Manufacturing smart textiles by self-assembly in water faces a fundamental challenge entailed by the very limited choices of polymer textiles and nanomaterials that can bind spontaneously with strength and durability, which severely restricts the applications of smart textiles. This Grant Opportunity for Academic Liaison with Industry (GOALI) award will support research between investigators at Villanova University and Temple University, partnering with OTEX Specialty Narrow Fabrics Inc, to establish a transformative water-based Salt-Assisted-Assembly process that will unlock the full potential of smart textiles by expanding the design space of viable nanomaterial-textile systems to include a vast range of hydrophobic and hydrophilic materials.

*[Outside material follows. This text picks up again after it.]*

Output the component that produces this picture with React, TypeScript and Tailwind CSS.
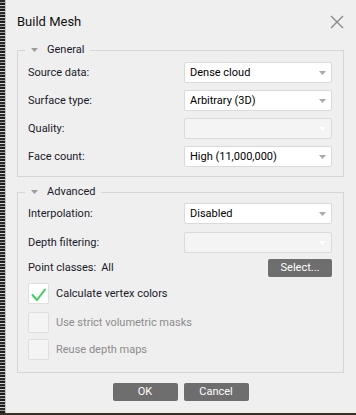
import React from 'react';

function Arrow({ light }: { light?: boolean }) {
  return (
    <svg width="7" height="4" viewBox="0 0 7 4" className="shrink-0">
      <polygon points="0,0 7,0 3.5,4" fill={light ? '#ffffff' : '#a8a8a8'} />
    </svg>
  );
}

function Select({ value, disabled }: { value?: string; disabled?: boolean }) {
  return (
    <div
      className={`flex-1 h-[21px] flex items-center justify-between pl-[5px] pr-[5px] border border-[#dadada] rounded-[2px] ${
        disabled ? 'bg-[#f4f4f4]' : 'bg-white'
      }`}
    >
      <span className="text-black">{value}</span>
      <Arrow light={disabled} />
    </div>
  );
}

function Row({ label, children, className = '' }: { label: string; children: React.ReactNode; className?: string }) {
  return (
    <div className={`flex items-center ${className}`}>
      <div className="w-[156px] shrink-0 text-[#1a1a2a]">{label}</div>
      {children}
    </div>
  );
}

function Group({ title, children, className = '' }: { title: string; children: React.ReactNode; className?: string }) {
  return (
    <fieldset className={`border border-[#d6d6d6] pl-[10px] pr-[11px] ${className}`}>
      <legend className="ml-[-3px] px-[6px] h-[16px] flex items-center">
        <svg width="7" height="4" viewBox="0 0 7 4" className="mr-[9px]">
          <polygon points="0,0 7,0 3.5,4" fill="#9c9c9c" />
        </svg>
        <span className="text-[#1a1a2a] leading-[16px]">{title}</span>
      </legend>
      {children}
    </fieldset>
  );
}

function Check({ label, checked, disabled, className = '' }: { label: string; checked?: boolean; disabled?: boolean; className?: string }) {
  return (
    <div className={`flex items-center gap-[7px] ${className}`}>
      <div
        className={`w-[21px] h-[21px] border border-[#dedede] rounded-[2px] ${disabled ? 'bg-[#f4f4f4]' : 'bg-white'}`}
      >
        {checked && (
          <svg width="19" height="19" viewBox="0 0 19 19">
            <polyline points="3.5,11 8,16 16,5.5" fill="none" stroke="#3ccf5c" strokeWidth="2" strokeLinecap="round" strokeLinejoin="round" />
          </svg>
        )}
      </div>
      <span className={disabled ? 'text-[#8c8c8c]' : 'text-[#1a1a2a]'}>{label}</span>
    </div>
  );
}

export default function App() {
  return (
    <div
      className="w-[356px] h-[415px] flex flex-col overflow-hidden text-[11px] leading-[14px]"
      style={{ fontFamily: 'Roboto, "Noto Sans", sans-serif' }}
    >
      <div className="flex flex-1">
        <div className="w-[5px] bg-[repeating-linear-gradient(0deg,#1c1c1c_0px,#1c1c1c_2px,#9a9a9a_2px,#9a9a9a_3px,#2a2a2a_3px,#2a2a2a_5px,#d0d0d0_5px,#d0d0d0_6px)]" />
        <div className="flex-1 bg-[#efefef] border-l border-[#c4c4c4] pl-[11px] pr-[12px] pt-[12px] flex flex-col">
          <div className="h-[19px] flex items-center justify-between">
            <span className="text-[13px] text-[#111] leading-[19px]">Build Mesh</span>
            <svg width="14" height="14" viewBox="0 0 14 14">
              <path d="M1 1 L13 13 M13 1 L1 13" stroke="#8a8a8a" strokeWidth="1.4" />
            </svg>
          </div>

          <Group title="General" className="mt-[11px] pt-[4px] pb-[9px]">
            <div className="flex flex-col gap-[7px]">
              <Row label="Source data:">
                <Select value="Dense cloud" />
              </Row>
              <Row label="Surface type:">
                <Select value="Arbitrary (3D)" />
              </Row>
              <Row label="Quality:">
                <Select disabled />
              </Row>
              <Row label="Face count:">
                <Select value="High (11,000,000)" />
              </Row>
            </div>
          </Group>

          <Group title="Advanced" className="mt-[7px] pt-[3px] pb-[12px]">
            <div className="flex flex-col">
              <Row label="Interpolation:">
                <Select value="Disabled" />
              </Row>
              <Row label="Depth filtering:" className="mt-[8px]">
                <Select disabled />
              </Row>
              <div className="flex items-center justify-between mt-[6px] h-[18px]">
                <div className="flex items-center gap-[5px] text-[#1a1a2a]">
                  <span>Point classes:</span>
                  <span>All</span>
                </div>
                <button className="w-[64px] h-[18px] bg-[#6e6e6e] text-white rounded-[2px]">Select...</button>
              </div>
              <Check label="Calculate vertex colors" checked className="mt-[6px]" />
              <Check label="Use strict volumetric masks" disabled className="mt-[8px]" />
              <Check label="Reuse depth maps" disabled className="mt-[6px]" />
            </div>
          </Group>

          <div className="flex justify-center gap-[6px] mt-[10px]">
            <button className="w-[65px] h-[18px] bg-[#6e6e6e] text-white rounded-[2px]">OK</button>
            <button className="w-[65px] h-[18px] bg-[#6e6e6e] text-white rounded-[2px]">Cancel</button>
          </div>
        </div>
      </div>
      <div className="h-[2px] bg-[#3a3024]" />
    </div>
  );
}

This interdisciplinary research will create a distinctive training platform that integrates academia and industry, enabling students to gain hands-on factory experience while fostering collaboration to address future challenges. The educational goals will be achieved by creating new course modules, offering undergraduate summer internships, and educating K-12 students through activities such as the VU-Library STEM program.
The goal of this project is to establish a transformative Salt-Assisted-Assembly method, to achieve self-assembly at hydrophilic-hydrophobic interfaces and other previously unfeasible systems for manufacturing durable smart textiles. The interdisciplinary team will resolve fundamental challenges in (1) understanding multi-phase interactions in the complex assembly system; (2) understanding particle transport and deposition under dynamic flow and acoustic fields; (3) establishing multiscale modeling to achieve controllable and designable manufacturing; and (4) establishing scalable manufacturing processes with the industrial partner and demonstrating multifunctional smart textiles.

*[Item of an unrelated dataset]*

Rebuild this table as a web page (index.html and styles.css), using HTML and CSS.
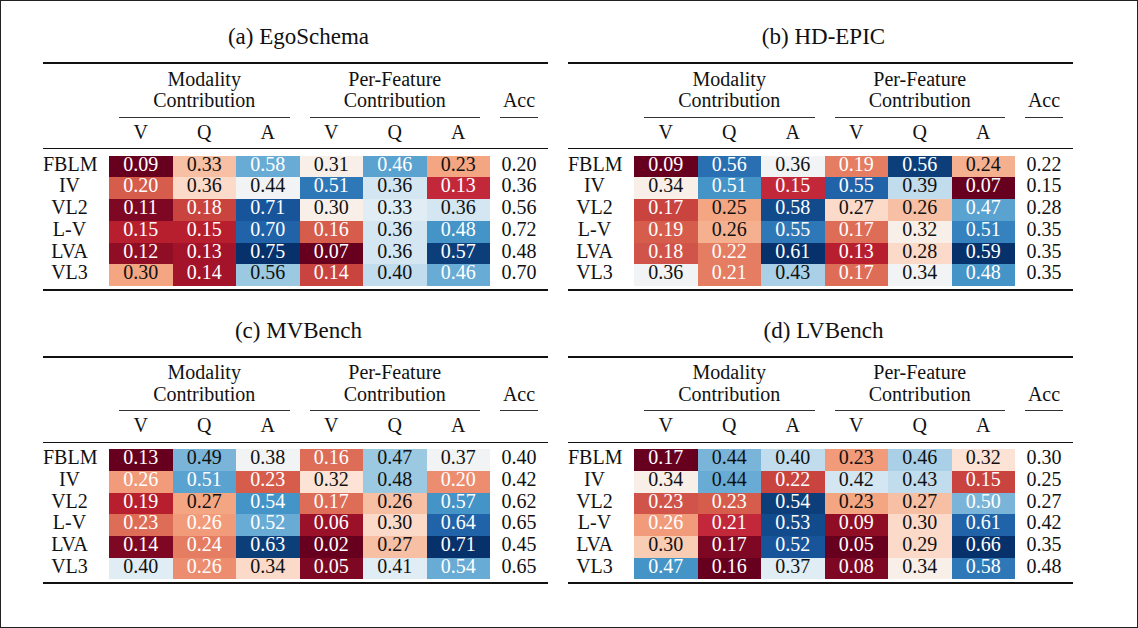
FILE: index.html
```html
<!DOCTYPE html>
<html>
<head>
<meta charset="utf-8">
<link rel="stylesheet" href="styles.css">
</head>
<body>
<div class="frame">
  <div class="grid">

    <section class="sub">
      <h2 class="title">(a) EgoSchema</h2>
      <div class="tbl">
        <div class="thead">
          <div class="corner"></div>
          <div class="grp g1">Modality<br>Contribution</div>
          <div class="grp g2">Per-Feature<br>Contribution</div>
          <div class="acch">Acc</div>
          <div class="ch">V</div><div class="ch">Q</div><div class="ch">A</div>
          <div class="ch">V</div><div class="ch">Q</div><div class="ch">A</div>
        </div>
        <div class="tbody">
          <div class="lab">FBLM</div><div class="r9 w">0.09</div><div class="r0">0.33</div><div class="b3 w">0.58</div><div class="p1">0.31</div><div class="b35 w">0.46</div><div class="r1">0.23</div><div class="acc">0.20</div>
          <div class="lab">IV</div><div class="r3 w">0.20</div><div class="p2">0.36</div><div class="n">0.44</div><div class="b5 w">0.51</div><div class="b0">0.36</div><div class="r45 w">0.13</div><div class="acc">0.36</div>
          <div class="lab">VL2</div><div class="r8 w">0.11</div><div class="r4 w">0.18</div><div class="b7 w">0.71</div><div class="p1">0.30</div><div class="q1">0.33</div><div class="b0">0.36</div><div class="acc">0.56</div>
          <div class="lab">L-V</div><div class="r5 w">0.15</div><div class="r5 w">0.15</div><div class="b6 w">0.70</div><div class="r3 w">0.16</div><div class="b0">0.36</div><div class="b4 w">0.48</div><div class="acc">0.72</div>
          <div class="lab">LVA</div><div class="r7 w">0.12</div><div class="r6 w">0.13</div><div class="b9 w">0.75</div><div class="r9 w">0.07</div><div class="b0">0.36</div><div class="b8 w">0.57</div><div class="acc">0.48</div>
          <div class="lab">VL3</div><div class="r1">0.30</div><div class="r6 w">0.14</div><div class="b2">0.56</div><div class="r4 w">0.14</div><div class="b1">0.40</div><div class="b3 w">0.46</div><div class="acc">0.70</div>
        </div>
      </div>
    </section>

    <section class="sub">
      <h2 class="title">(b) HD-EPIC</h2>
      <div class="tbl">
        <div class="thead">
          <div class="corner"></div>
          <div class="grp g1">Modality<br>Contribution</div>
          <div class="grp g2">Per-Feature<br>Contribution</div>
          <div class="acch">Acc</div>
          <div class="ch">V</div><div class="ch">Q</div><div class="ch">A</div>
          <div class="ch">V</div><div class="ch">Q</div><div class="ch">A</div>
        </div>
        <div class="tbody">
          <div class="lab">FBLM</div><div class="r9 w">0.09</div><div class="b55 w">0.56</div><div class="n">0.36</div><div class="r2 w">0.19</div><div class="b8 w">0.56</div><div class="r05">0.24</div><div class="acc">0.22</div>
          <div class="lab">IV</div><div class="p1">0.34</div><div class="b4 w">0.51</div><div class="r45 w">0.15</div><div class="b6 w">0.55</div><div class="b1">0.39</div><div class="r9 w">0.07</div><div class="acc">0.15</div>
          <div class="lab">VL2</div><div class="r4 w">0.17</div><div class="r1">0.25</div><div class="b75 w">0.58</div><div class="p2">0.27</div><div class="r0">0.26</div><div class="b35 w">0.47</div><div class="acc">0.28</div>
          <div class="lab">L-V</div><div class="r3 w">0.19</div><div class="r05">0.26</div><div class="b5 w">0.55</div><div class="r25 w">0.17</div><div class="p1">0.32</div><div class="b45 w">0.51</div><div class="acc">0.35</div>
          <div class="lab">LVA</div><div class="r35 w">0.18</div><div class="r2 w">0.22</div><div class="b9 w">0.61</div><div class="r5 w">0.13</div><div class="p2">0.28</div><div class="b9 w">0.59</div><div class="acc">0.35</div>
          <div class="lab">VL3</div><div class="n">0.36</div><div class="r2 w">0.21</div><div class="b15">0.43</div><div class="r25 w">0.17</div><div class="n">0.34</div><div class="b4 w">0.48</div><div class="acc">0.35</div>
        </div>
      </div>
    </section>

    <section class="sub">
      <h2 class="title">(c) MVBench</h2>
      <div class="tbl">
        <div class="thead">
          <div class="corner"></div>
          <div class="grp g1">Modality<br>Contribution</div>
          <div class="grp g2">Per-Feature<br>Contribution</div>
          <div class="acch">Acc</div>
          <div class="ch">V</div><div class="ch">Q</div><div class="ch">A</div>
          <div class="ch">V</div><div class="ch">Q</div><div class="ch">A</div>
        </div>
        <div class="tbody">
          <div class="lab">FBLM</div><div class="r9 w">0.13</div><div class="b25">0.49</div><div class="n">0.38</div><div class="r25 w">0.16</div><div class="b2">0.47</div><div class="n">0.37</div><div class="acc">0.40</div>
          <div class="lab">IV</div><div class="r12 w">0.26</div><div class="b35 w">0.51</div><div class="r3 w">0.23</div><div class="p15">0.32</div><div class="b2">0.48</div><div class="r15 w">0.20</div><div class="acc">0.42</div>
          <div class="lab">VL2</div><div class="r5 w">0.19</div><div class="r1">0.27</div><div class="b4 w">0.54</div><div class="r25 w">0.17</div><div class="r0">0.26</div><div class="b4 w">0.57</div><div class="acc">0.62</div>
          <div class="lab">L-V</div><div class="r25 w">0.23</div><div class="r12 w">0.26</div><div class="b3 w">0.52</div><div class="r65 w">0.06</div><div class="p2">0.30</div><div class="b6 w">0.64</div><div class="acc">0.65</div>
          <div class="lab">LVA</div><div class="r8 w">0.14</div><div class="r2 w">0.24</div><div class="b8 w">0.63</div><div class="r9 w">0.02</div><div class="r0">0.27</div><div class="b9 w">0.71</div><div class="acc">0.45</div>
          <div class="lab">VL3</div><div class="q1">0.40</div><div class="r15 w">0.26</div><div class="p2">0.34</div><div class="r8 w">0.05</div><div class="q1">0.41</div><div class="b3 w">0.54</div><div class="acc">0.65</div>
        </div>
      </div>
    </section>

    <section class="sub">
      <h2 class="title">(d) LVBench</h2>
      <div class="tbl">
        <div class="thead">
          <div class="corner"></div>
          <div class="grp g1">Modality<br>Contribution</div>
          <div class="grp g2">Per-Feature<br>Contribution</div>
          <div class="acch">Acc</div>
          <div class="ch">V</div><div class="ch">Q</div><div class="ch">A</div>
          <div class="ch">V</div><div class="ch">Q</div><div class="ch">A</div>
        </div>
        <div class="tbody">
          <div class="lab">FBLM</div><div class="r9 w">0.17</div><div class="b25">0.44</div><div class="b1">0.40</div><div class="r12">0.23</div><div class="b15">0.46</div><div class="p15">0.32</div><div class="acc">0.30</div>
          <div class="lab">IV</div><div class="p1">0.34</div><div class="b3">0.44</div><div class="r4 w">0.22</div><div class="b0">0.42</div><div class="b1">0.43</div><div class="r4 w">0.15</div><div class="acc">0.25</div>
          <div class="lab">VL2</div><div class="r35 w">0.23</div><div class="r3 w">0.23</div><div class="b8 w">0.54</div><div class="r1">0.23</div><div class="r0">0.27</div><div class="b25 w">0.50</div><div class="acc">0.27</div>
          <div class="lab">L-V</div><div class="r12 w">0.26</div><div class="r45 w">0.21</div><div class="b75 w">0.53</div><div class="r7 w">0.09</div><div class="p2">0.30</div><div class="b6 w">0.61</div><div class="acc">0.42</div>
          <div class="lab">LVA</div><div class="r0b">0.30</div><div class="r8 w">0.17</div><div class="b7 w">0.52</div><div class="r9 w">0.05</div><div class="p2">0.29</div><div class="b9 w">0.66</div><div class="acc">0.35</div>
          <div class="lab">VL3</div><div class="b4 w">0.47</div><div class="r9 w">0.16</div><div class="q1">0.37</div><div class="r8 w">0.08</div><div class="p1">0.34</div><div class="b5 w">0.58</div><div class="acc">0.48</div>
        </div>
      </div>
    </section>

  </div>
</div>
</body>
</html>
```

FILE: styles.css
```css
body {
  margin: 0;
  background: #fff;
}

.frame {
  width: 1138px;
  height: 628px;
  box-sizing: border-box;
  border: 1px solid #222;
  font-family: "Liberation Serif", "Times New Roman", serif;
  color: #111;
  overflow: hidden;
}

.grid {
  display: grid;
  grid-template-columns: 505px 505px;
  column-gap: 20px;
  grid-auto-rows: 293.5px;
  padding: 22.2px 0 0 42px;
}

.title {
  margin: 0 0 11.1px;
  padding-left: 6px;
  font-size: 23px;
  line-height: 28px;
  font-weight: normal;
  text-align: center;
}

.tbl {
  border-top: 2px solid #111;
  font-size: 20px;
}

.thead,
.tbody {
  display: grid;
  grid-template-columns: 66px repeat(6, 63.5px) 58px;
}

.thead {
  padding: 4.5px 0 5.1px;
  border-bottom: 1px solid #111;
  line-height: 21.7px;
}

.corner {
  grid-row: span 2;
}

.grp,
.acch {
  margin: 0 10px;
  padding-bottom: 4.8px;
  border-bottom: 1px solid #333;
  text-align: center;
}

.g1,
.g2 {
  grid-column: span 3;
}

.acch {
  align-self: end;
}

.ch {
  margin-top: 3.7px;
  text-align: center;
}

.tbody {
  margin-top: 6.2px;
  padding-bottom: 3px;
  border-bottom: 2px solid #111;
  grid-auto-rows: 21.72px;
  line-height: 16.5px;
}

.tbody > div {
  text-align: center;
}

.tbody > .lab {
  padding-right: 13px;
}

.w { color: #fff; }

/* RdBu-like heat colours */
.r9 { background: #67001f; }
.r8 { background: #7e0823; }
.r7 { background: #900d26; }
.r65 { background: #9a1129; }
.r6 { background: #a31329; }
.r5 { background: #b81f2e; }
.r45 { background: #c2283a; }
.r4 { background: #c9433f; }
.r35 { background: #d1544a; }
.r3 { background: #d65c4b; }
.r25 { background: #de6d57; }
.r2 { background: #e57d63; }
.r15 { background: #ec8d70; }
.r12 { background: #f19b7b; }
.r1 { background: #f4a683; }
.r05 { background: #f5b090; }
.r0 { background: #f7bfa4; }
.r0b { background: #f9ccb4; }
.p2 { background: #fbdaca; }
.p15 { background: #fce3d5; }
.p1 { background: #f9efe9; }
.n  { background: #f2f3f4; }
.q1 { background: #e1edf4; }
.b0 { background: #d3e6f1; }
.b1 { background: #c1dcec; }
.b15 { background: #a9d0e6; }
.b2 { background: #9bc9e1; }
.b25 { background: #7ab5d9; }
.b3 { background: #68abd4; }
.b35 { background: #5aa2cf; }
.b4 { background: #4594c7; }
.b45 { background: #3582be; }
.b5 { background: #2f78b7; }
.b55 { background: #2a6fb2; }
.b6 { background: #2163a8; }
.b7 { background: #17549a; }
.b75 { background: #124b8b; }
.b8 { background: #0c3f7a; }
.b9 { background: #07316a; }
```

Instead of using destructive surface treatments on particles and polymer textiles to enhance their affinity to each other and wettability with water, this research will investigate and understand the assembly principle altered by adding a low concentration of salt to manipulate the solvent-nanomaterial-polymer substrate interactions, enabling rapid and uniform coating on heterogeneous interfaces. To protect the environment, the salt concentration used in this process will comply with EPA drinking water guidelines.
After the nanoparticles are depleted, the salt will be recycled and reused. Finally, the lab-scale nanomaterial dip-coating process will be transformed into an industrial-level roll-to-roll process with unprecedented high throughput and controllability. This research will significantly expand the design space and applications of smart textiles and other polymer systems.
This award reflects NSF's statutory mission and has been deemed worthy of support through evaluation using the Foundation's intellectual merit and broader impacts review criteria.